General Four-Component Scattering Power Decomposition With Unitary Transformation of Coherency Matrix

This paper presents a new general four-component scattering power decomposition method by implementing a set of unitary transformations for the polarimetric coherency matrix. There exist nine real independent observation parameters in the 3 $\times$ 3 coherency matrix with respect to the second-order statistics of polarimetric information. The proposed method accounts for all observation parameters in the new scheme. It is known that the existing four-component decomposition method reduces the number of observation parameters from nine to eight by rotation of the coherency matrix and that it accounts for six parameters out of eight, leaving two parameters (i.e., the real and imaginary parts of $T_{13}$ component) unaccounted for.
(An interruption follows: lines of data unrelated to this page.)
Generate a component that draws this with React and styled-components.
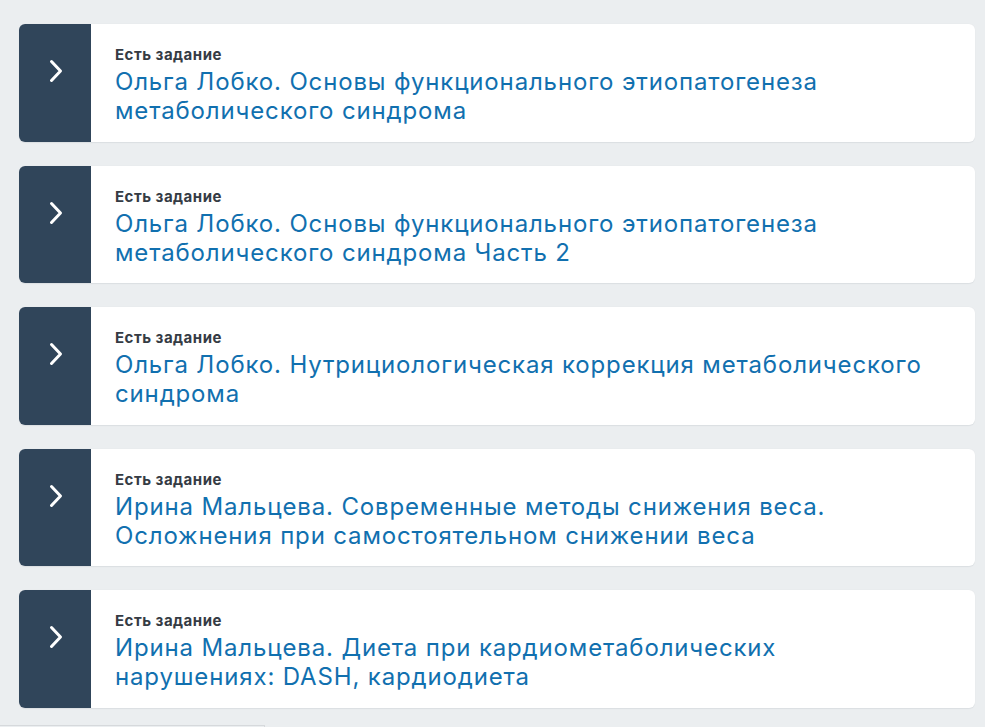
import React from "react";
import styled, { createGlobalStyle } from "styled-components";

const Global = createGlobalStyle`
  html, body { margin: 0; padding: 0; background: #ebeef0; }
  body { font-family: Inter, "Noto Sans", "Liberation Sans", sans-serif; }
`;

const Page = styled.div`
  padding: 24px 10px 0 19px;
  box-sizing: border-box;
  width: 985px;
`;

const List = styled.div`
  display: flex;
  flex-direction: column;
  gap: 24px;
`;

const Card = styled.div`
  display: flex;
  background: #ffffff;
  border-radius: 6px;
  overflow: hidden;
  min-height: 117.5px;
  box-shadow: 0 0.5px 1px rgba(40, 55, 70, 0.08);
`;

const Toggle = styled.div`
  flex: 0 0 72px;
  background: #30455a;
  display: flex;
  justify-content: center;
  align-items: flex-start;
  padding-top: 35px;
  box-sizing: border-box;
  color: #ffffff;
`;

const Body = styled.div`
  flex: 1;
  padding: 22px 40px 16.5px 24px;
  display: flex;
  flex-direction: column;
  gap: 3px;
`;

const Label = styled.div`
  font-size: 15px;
  line-height: 18px;
  font-weight: 700;
  color: #353b44;
  letter-spacing: 0.5px;
`;

const Title = styled.div`
  font-size: 24px;
  line-height: 29px;
  font-weight: 400;
  color: #1170af;
  letter-spacing: 0.85px;
`;

const Footer = styled.div`
  margin: 17.5px 0 0 -19px;
  width: 264px;
  height: 20px;
  border-top: 1px solid #d6d9dc;
  border-right: 1px solid #d6d9dc;
`;

const Chevron = () => (
  <svg width="24" height="24" viewBox="0 0 24 24" fill="none">
    <path d="M8.5 2.5 L17.5 12 L8.5 21.5" stroke="currentColor" strokeWidth="3" strokeLinecap="round" strokeLinejoin="round" />
  </svg>
);

const items = [
  "Ольга Лобко. Основы функционального этиопатогенеза метаболического синдрома",
  "Ольга Лобко. Основы функционального этиопатогенеза метаболического синдрома Часть 2",
  "Ольга Лобко. Нутрициологическая коррекция метаболического синдрома",
  "Ирина Мальцева. Современные методы снижения веса. Осложнения при самостоятельном снижении веса",
  "Ирина Мальцева. Диета при кардиометаболических нарушениях: DASH, кардиодиета",
];

export default function App() {
  return (
    <>
      <Global />
      <Page>
        <List>
          {items.map((t, i) => (
            <Card key={i}>
              <Toggle>
                <Chevron />
              </Toggle>
              <Body>
                <Label>Есть задание</Label>
                <Title>{t}</Title>
              </Body>
            </Card>
          ))}
        </List>
        <Footer />
      </Page>
    </>
  );
}
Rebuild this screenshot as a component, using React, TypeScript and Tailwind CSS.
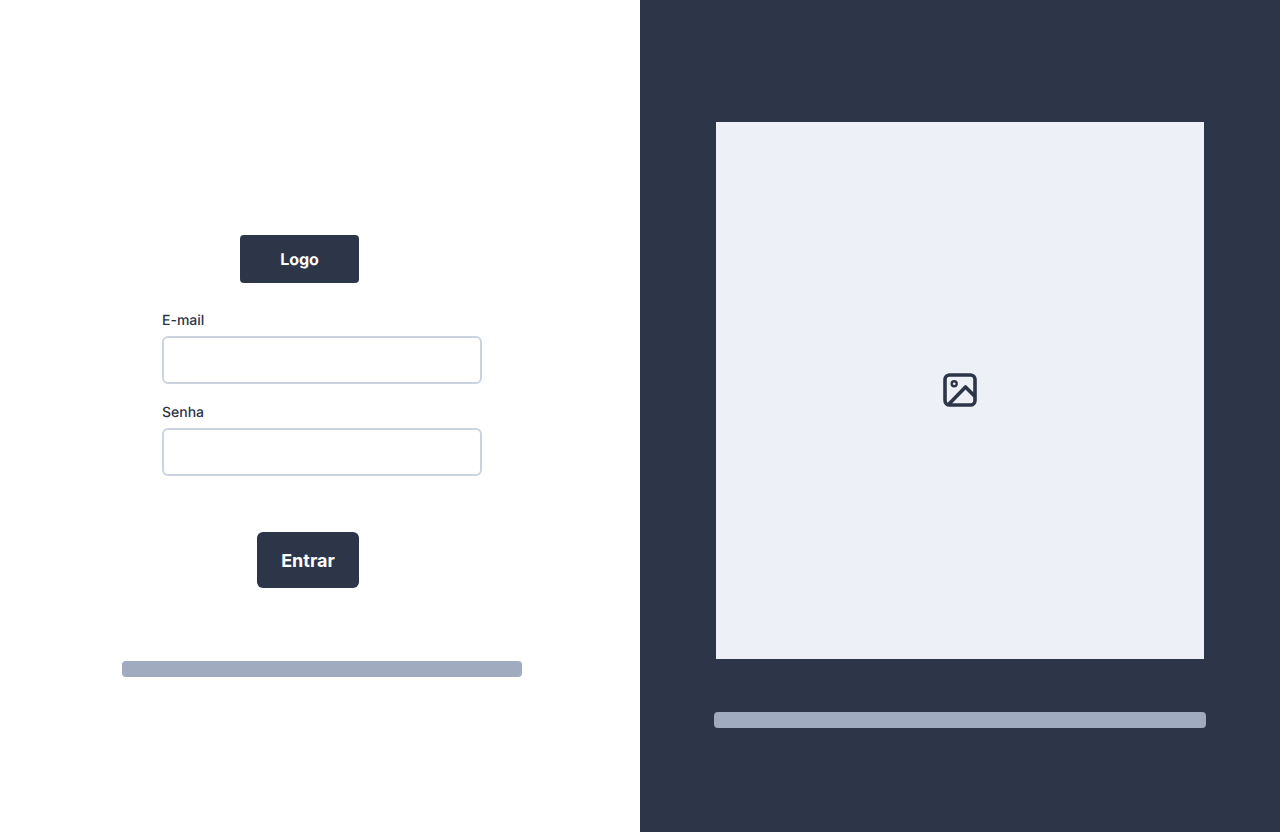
const Field = ({ label }: { label: string }) => (
  <div className="flex flex-col">
    <label className="h-6 text-sm leading-[18px] font-[550] text-[#2d3648]">{label}</label>
    <input className="w-80 h-12 rounded-md border-2 border-[#cbd2e0] bg-white" />
  </div>
);

export default function App() {
  return (
    <div className="flex h-[832px] w-full overflow-hidden font-['Inter',sans-serif] antialiased [text-rendering:geometricPrecision]">
      <div className="w-1/2 bg-white flex flex-col items-center pl-1 pt-[235px]">
        <div className="w-[119px] h-12 mr-[45px] rounded bg-[#2d3648] flex items-center justify-center text-white font-[650] tracking-[-0.1px]">
          Logo
        </div>
        <div className="flex flex-col gap-[20px] mt-[29px]">
          <Field label="E-mail" />
          <Field label="Senha" />
        </div>
        <button className="w-[102px] h-14 mt-14 ml-[-28px] pt-px rounded-md bg-[#2d3648] text-white text-lg font-[650]">
          Entrar
        </button>
        <div className="w-[400px] h-4 mt-[73px] rounded-sm bg-[#a0abc0]" />
      </div>
      <div className="w-1/2 bg-[#2d3648] flex flex-col items-center pt-[122px]">
        <div className="w-[488px] h-[537px] bg-[#edf0f7] flex items-center justify-center">
          <svg width="40" height="40" viewBox="0 0 40 40" fill="none" className="mb-px text-[#2d3648]">
            <rect x="5" y="5" width="30" height="30" rx="4.5" stroke="currentColor" strokeWidth="3.6" />
            <circle cx="14.2" cy="13.8" r="2.5" stroke="currentColor" strokeWidth="2.4" />
            <path d="M9 34L25.5 17L35 26.5" stroke="currentColor" strokeWidth="3.6" strokeLinejoin="round" />
          </svg>
        </div>
        <div className="w-[492px] h-4 mt-[53px] rounded-sm bg-[#a0abc0]" />
      </div>
    </div>
  );
}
By additional special unitary transformation to this rotated coherency matrix, it became possible to reduce the number of independent parameters from eight to seven. After the unitary transformation, the new four-component decomposition is carried out that accounts for all parameters in the coherency matrix, including the remaining $T_{13}$ component. Therefore, the proposed method makes use of full utilization of polarimetric information in the decomposition. The decomposition also employs an extended volume scattering model, which discriminates volume scattering between dipole and dihedral scattering structures caused by the cross-polarized $HV$ component. It is found that the new method enhances the double-bounce scattering contributions over the urban areas compared with those of the existing four-component decomposition, resulting from the full utilization of polarimetric information, which requires highly improved acquisitions of the cross-polarized $HV$ component above the noise floor.